Landlocked Developing Countries: Kazakhstan’s Special Position… and Responsibility

NEW-YORK – Landlocked countries have a special series of problems all their own. Principally, any commercial shipments—or any travel, for that matter—must me made over land, by road, in trucks or trains, or be flown in by air. This creates problems for any such shipments… and rapidly escalating costs for all such economic activity.     

Map of Landlocked Developing Countries (LLDCs). Photo credit: United Nations Conference on Trade and Development. 

The United Nations (UN) developed a special program, known as the Vienna Program of Action, to address the special needs of Landlocked Developing Countries (LLDC’s). That program runs for the decade 2014-2024. 

As the largest landlocked country on earth, Kazakhstan is honored to be the current chair of the UN’s Committee on Landlocked Developing Countries. As such, she presided over the recent LLDC Conference, at the UN in New York.

The address to the Conference of the Secretary-General, Antonio Guterres, was most clear and direct: “The impact of the Covid-19 pandemic is exacerbating the plight of landlocked developing countries.” And he further cited the looming threat of debt distress. He clearly was addressing himself directly to the LLDC countries, saying that he and the UN were “here to partner with [you] on solutions.”

Guterres also committed to helping LLDC’s transition from fossil fuels to “renewable energy systems.” And this is but one  part of a Decade of Action to promote and deliver on the UN’s Sustainable Development Goals.

Among the other needs addressed by the Secretary-General was the need to integrate pandemic responses with efforts to combat climate change. And—as alluded-to above—the Vienna Program of Action fits right in to these efforts.

Among the priorities on the immediate horizon, according to the Secretary-General, are the combatting of illicit financial flows and the critical investment in transport infrastructure. Also among the important factors is cooperation among the LLDC’s, as well as with “transit countries.”

Guterres also called for the “strengthening of the capacities” of the High Representative for the Least Developed Countries, Landlocked Developing Countries and Small Island Developing States (OHRLLS).
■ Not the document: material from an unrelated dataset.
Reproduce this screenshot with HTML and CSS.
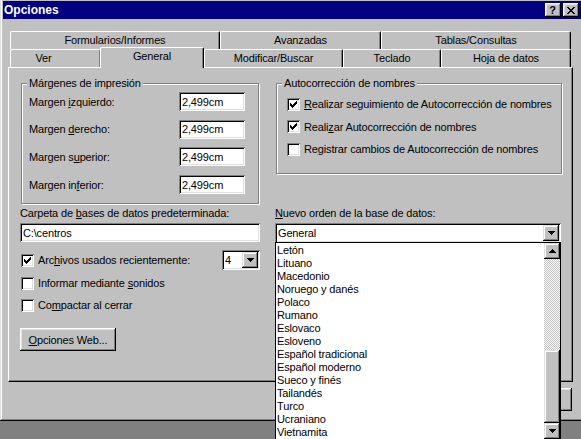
FILE: index.html
```html
<!DOCTYPE html>
<html lang="es">
<head>
<meta charset="utf-8">
<title>Opciones</title>
<link rel="stylesheet" href="styles.css">
</head>
<body>
<div class="window">
  <div class="titlebar">
    <span class="title">Opciones</span>
    <div class="tbtns">
      <span class="tbtn"><span class="q">?</span></span>
      <span class="tbtn"><svg width="8" height="7" viewBox="0 0 8 7" shape-rendering="crispEdges"><path fill="#000" d="M0 0h2v1H0z M6 0h2v1H6z M1 1h2v1H1z M5 1h2v1H5z M2 2h4v1H2z M3 3h2v1H3z M2 4h4v1H2z M1 5h2v1H1z M5 5h2v1H5z M0 6h2v1H0z M6 6h2v1H6z"/></svg></span>
    </div>
  </div>

  <div class="tabs">
    <div class="tabrow">
      <div class="tab t-form">Formularios/Informes</div>
      <div class="tab t-avz">Avanzadas</div>
      <div class="tab t-tc">Tablas/Consultas</div>
    </div>
    <div class="tabrow">
      <div class="tab t-ver">Ver</div>
      <div class="tab t-gen sel">General</div>
      <div class="tab t-mod">Modificar/Buscar</div>
      <div class="tab t-tec">Teclado</div>
      <div class="tab t-hoja">Hoja de datos</div>
    </div>
  </div>

  <div class="panel">
    <div class="grid">
      <div class="group g-left">
        <div class="legend">Márgenes de impresión</div>
        <div class="margins">
          <span>Margen <u>i</u>zquierdo:</span><div class="edit">2,499cm</div>
          <span>Margen <u>d</u>erecho:</span><div class="edit">2,499cm</div>
          <span>Margen s<u>u</u>perior:</span><div class="edit">2,499cm</div>
          <span>Margen in<u>f</u>erior:</span><div class="edit">2,499cm</div>
        </div>
      </div>

      <div class="group g-right">
        <div class="legend">Autocorrección de nombres</div>
        <div class="checks">
          <div class="check"><span class="cb"><svg width="7" height="7" viewBox="0 0 7 7" shape-rendering="crispEdges"><path fill="#000" d="M6 0h1v1H6z M5 1h2v1H5z M0 2h1v1H0z M4 2h3v1H4z M0 3h2v1H0z M3 3h3v1H3z M0 4h5v1H0z M1 5h3v1H1z M2 6h1v1H2z"/></svg></span><span><u>R</u>ealizar seguimiento de Autocorrección de nombres</span></div>
          <div class="check"><span class="cb"><svg width="7" height="7" viewBox="0 0 7 7" shape-rendering="crispEdges"><path fill="#000" d="M6 0h1v1H6z M5 1h2v1H5z M0 2h1v1H0z M4 2h3v1H4z M0 3h2v1H0z M3 3h3v1H3z M0 4h5v1H0z M1 5h3v1H1z M2 6h1v1H2z"/></svg></span><span>Reali<u>z</u>ar Autocorrección de nombres</span></div>
          <div class="check"><span class="cb"></span><span>Re<u>g</u>istrar cambios de Autocorrección de nombres</span></div>
        </div>
      </div>

      <div class="lbl">Carpeta de <u>b</u>ases de datos predeterminada:</div>
      <div class="lbl"><u>N</u>uevo orden de la base de datos:</div>

      <div class="edit wide">C:\centros</div>
      <div class="combo big">
        <span class="val">General</span>
        <span class="dd"><svg width="7" height="4" viewBox="0 0 7 4" shape-rendering="crispEdges"><path fill="#000" d="M0 0h7v1H0z M1 1h5v1H1z M2 2h3v1H2z M3 3h1v1H3z"/></svg></span>
        <div class="droplist">
          <div class="items">
            <div>Letón</div>
            <div>Lituano</div>
            <div>Macedonio</div>
            <div>Noruego y danés</div>
            <div>Polaco</div>
            <div>Rumano</div>
            <div>Eslovaco</div>
            <div>Esloveno</div>
            <div>Español tradicional</div>
            <div>Español moderno</div>
            <div>Sueco y finés</div>
            <div>Tailandés</div>
            <div>Turco</div>
            <div>Ucraniano</div>
            <div>Vietnamita</div>
          </div>
          <div class="sb">
            <span class="sbtn"><svg width="7" height="4" viewBox="0 0 7 4" shape-rendering="crispEdges"><path fill="#000" d="M3 0h1v1H3z M2 1h3v1H2z M1 2h5v1H1z M0 3h7v1H0z"/></svg></span>
            <span class="track"></span>
            <span class="thumb"></span>
            <span class="sbtn"><svg width="7" height="4" viewBox="0 0 7 4" shape-rendering="crispEdges"><path fill="#000" d="M0 0h7v1H0z M1 1h5v1H1z M2 2h3v1H2z M3 3h1v1H3z"/></svg></span>
          </div>
        </div>
      </div>

      <div class="rest">
        <div class="check row-arch">
          <span class="cb"><svg width="7" height="7" viewBox="0 0 7 7" shape-rendering="crispEdges"><path fill="#000" d="M6 0h1v1H6z M5 1h2v1H5z M0 2h1v1H0z M4 2h3v1H4z M0 3h2v1H0z M3 3h3v1H3z M0 4h5v1H0z M1 5h3v1H1z M2 6h1v1H2z"/></svg></span>
          <span>Arc<u>h</u>ivos usados recientemente:</span>
          <div class="combo small">
            <span class="val">4</span>
            <span class="dd"><svg width="7" height="4" viewBox="0 0 7 4" shape-rendering="crispEdges"><path fill="#000" d="M0 0h7v1H0z M1 1h5v1H1z M2 2h3v1H2z M3 3h1v1H3z"/></svg></span>
          </div>
        </div>
        <div class="check row-inf"><span class="cb"></span><span>Informar mediante <u>s</u>onidos</span></div>
        <div class="check row-comp"><span class="cb"></span><span>Co<u>m</u>pactar al cerrar</span></div>
        <div class="btn web"><u>O</u>pciones Web...</div>
      </div>
    </div>
  </div>

  <div class="btnrow">
    <div class="btn">Aceptar</div>
    <div class="btn">Cancelar</div>
    <div class="btn">Aplicar</div>
  </div>
</div>
</body>
</html>
```

FILE: styles.css
```css
* { box-sizing: border-box; }

html, body { margin: 0; padding: 0; }

body {
  width: 581px;
  height: 439px;
  overflow: hidden;
  background: #808080;
  font-family: "Liberation Sans", Arial, sans-serif;
  font-size: 11px;
  letter-spacing: -0.15px;
  color: #000;
}

u { text-decoration-thickness: 1px; text-underline-offset: 1px; }

.window {
  width: 584px;
  height: 423px;
  margin-top: -2px;
  padding: 3px;
  background: #c0c0c0;
  box-shadow: inset -1px -1px #000, inset 1px 1px #dfdfdf, inset -2px -2px #808080, inset 2px 2px #fff;
  display: flex;
  flex-direction: column;
}

/* title bar */
.titlebar {
  height: 18px;
  background: #000080;
  color: #fff;
  display: flex;
  align-items: center;
  padding-left: 1px;
}
.title { flex: 1; font-weight: bold; font-size: 12px; letter-spacing: 0; }
.tbtns { display: flex; gap: 2px; margin-right: 2px; }
.tbtn {
  width: 16px;
  height: 14px;
  background: #c0c0c0;
  box-shadow: inset -1px -1px #000, inset 1px 1px #fff, inset -2px -2px #808080, inset 2px 2px #dfdfdf;
  display: flex;
  align-items: center;
  justify-content: center;
}
.tbtn svg { margin-left: -1px; }
.q { color: #000; font-weight: bold; font-size: 11px; line-height: 11px; letter-spacing: 0; margin-left: -1px; }

/* tabs */
.tabs { margin: 12px 0 0 7px; width: 561px; position: relative; z-index: 1; }
.tabrow { display: flex; height: 18px; align-items: flex-start; }
.tab {
  height: 18px;
  background: #c0c0c0;
  border-top: 1px solid #fff;
  border-left: 1px solid #fff;
  border-right: 1px solid #000;
  border-radius: 2px 2px 0 0;
  box-shadow: inset -1px 0 #808080;
  text-align: center;
  line-height: 16px;
  white-space: nowrap;
}
.t-form { width: 210px; }
.t-avz { width: 161px; }
.t-tc { width: 190px; }
.t-ver { width: 91px; padding-right: 24px; }
.t-gen { width: 104px; }
.t-mod { width: 139px; }
.t-tec { width: 98px; }
.t-hoja { width: 130px; }
.tab.sel {
  height: 21px;
  margin-top: -2px;
  margin-left: -1px;
  position: relative;
  z-index: 2;
}

/* panel */
.panel {
  margin-left: 5px;
  width: 565px;
  height: 315px;
  border: 1px solid;
  border-color: #fff #000 #000 #fff;
  box-shadow: inset -1px -1px #808080;
  padding: 9px 0 0 11px;
}

.grid {
  display: grid;
  grid-template-columns: 240px 287px;
  column-gap: 15px;
  align-items: start;
}

/* group boxes */
.group {
  margin-top: 6px;
  margin-left: 1px;
  border: 1px solid #808080;
  box-shadow: inset 1px 1px #fff, 1px 1px #fff;
}
.legend {
  width: fit-content;
  margin-top: -7px;
  padding: 0 2px;
  margin-left: -2px;
  line-height: 13px;
  height: 13px;
  background: #c0c0c0;
}
.g-left { width: 238px; padding: 0 13px 9px 7px; }
.g-right { width: 286px; padding: 0 10px 16px 10px; }
.g-right .legend { margin-left: -5px; }

.margins {
  margin-top: 2px;
  display: grid;
  grid-template-columns: 1fr 66px;
  row-gap: 8.7px;
  align-items: center;
}

.checks { margin-top: 6px; display: flex; flex-direction: column; gap: 6.5px; }

.check { display: flex; align-items: center; height: 16px; gap: 4px; white-space: nowrap; }

.cb {
  width: 13px;
  height: 13px;
  flex: none;
  background: #fff;
  box-shadow: inset 1px 1px #808080, inset -1px -1px #fff, inset 2px 2px #000, inset -2px -2px #dfdfdf;
  display: flex;
  align-items: center;
  justify-content: center;
}

/* edits */
.edit {
  height: 19px;
  background: #fff;
  box-shadow: inset 1px 1px #808080, inset -1px -1px #fff, inset 2px 2px #000, inset -2px -2px #dfdfdf;
  padding-left: 3px;
  display: flex;
  align-items: center;
  white-space: nowrap;
}

.lbl { margin-top: 3px; line-height: 13px; height: 13px; white-space: nowrap; }
.wide { margin-top: 3px; width: 240px; }

/* combos */
.combo {
  position: relative;
  height: 20px;
  background: #fff;
  box-shadow: inset 1px 1px #808080, inset -1px -1px #fff, inset 2px 2px #000, inset -2px -2px #dfdfdf;
  padding: 2px;
  display: flex;
  align-items: center;
}
.combo .val { flex: 1; padding-left: 1px; }
.big { margin-top: 3px; width: 286px; }
.small { width: 38px; margin-left: auto; height: 20px; }
.dd {
  width: 16px;
  height: 16px;
  flex: none;
  background: #c0c0c0;
  box-shadow: inset -1px -1px #000, inset 1px 1px #dfdfdf, inset -2px -2px #808080, inset 2px 2px #fff;
  display: flex;
  align-items: center;
  justify-content: center;
}

/* dropdown list (overlay) */
.droplist {
  position: absolute;
  left: 0;
  top: 19px;
  width: 286px;
  height: 198px;
  border: 1px solid #000;
  background: #fff;
  display: flex;
  z-index: 5;
}
.items { flex: 1; padding: 1px 0 0 1px; }
.items div { height: 13px; line-height: 13px; white-space: nowrap; }
.sb { width: 16px; display: flex; flex-direction: column; }
.sbtn, .thumb {
  background: #c0c0c0;
  box-shadow: inset -1px -1px #000, inset 1px 1px #dfdfdf, inset -2px -2px #808080, inset 2px 2px #fff;
}
.sbtn { height: 16px; display: flex; align-items: center; justify-content: center; flex: none; }
.track {
  height: 91px;
  flex: none;
  background: repeating-conic-gradient(#c0c0c0 0 25%, #fff 0 50%) 0 0 / 2px 2px;
}
.thumb { height: 73px; flex: none; }

/* rest of left column */
.rest { display: flex; flex-direction: column; margin-top: 7px; }
.rest .check { margin-left: 1px; }
.row-arch { height: 20px; }
.row-inf { margin-top: 5px; }
.row-comp { margin-top: 6px; }

.btn {
  height: 23px;
  background: #c0c0c0;
  box-shadow: inset -1px -1px #000, inset 1px 1px #fff, inset -2px -2px #808080, inset 2px 2px #dfdfdf;
  display: flex;
  align-items: center;
  justify-content: center;
  white-space: nowrap;
}
.web { width: 96px; margin-top: 15px; }

.btnrow {
  display: flex;
  justify-content: flex-end;
  gap: 6px;
  margin: 6px 9px 0 0;
}
.btnrow .btn { width: 75px; }
```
This must be coordinated with Covid-19 response, as well as the revival of the Paris Agreement on Climate Change.

Returning to the direct tone of his opening words, the Secretary-General advocated the establishment of six principles: 

1.Invest in green jobs and sectors

2.No bailouts for polluting industries

3.End fossil fuel subsidies

4.Take climate risks, and seize opportunities

5.Work together, and

6.Leave no one behind

These are the actions of particular concern to Landlocked Developing Countries, that the Secretary-General sees as central to success, on the UN’ 75th anniversary.

The other major address at the LLDC meeting was that of Volkan Bozkir of Turkey, President of the 75th Session of the UN’s General Assembly. Bozkir quoted his own address at the 75th Anniversary Commemoration, saying that the UN must become “a more agile, effective and accountable organization.”

Bozkir noted that while everyone must fight Covid-19—which he called “the greatest global challenge since the end of the Second World War”—the most vulnerable countries have been the hardest hit. And this especially includes Landlocked Developing Countries. Therefore, it was important to achieve progress on the Paris Agreement on Climate Change, as well as other agreements.                                            

The President cited the Decade of Action on the Sustainable Development Goals, and noted that the SDG’s “have the potential to serve as a blueprint for resilient recovery from Covid-19.” And while each country’s conditions and context differ, efforts must be concerted to achieve a “global, sustainable recovery.”

The important role already being played by Kazakhstan in the entire LLDC process is both a prominent and a critical one. She sits at the nexus of Landlocked Development and Climate                                                    

Change, having been so severely affected by Soviet nuclear testing. And as the largest LLDC, what happens in Kazakhstan affects her landlocked colleagues throughout the world. She therefore stands to be a critically important Landlocked Leader, and one of the world’s “powers to watch” in the 21st Century.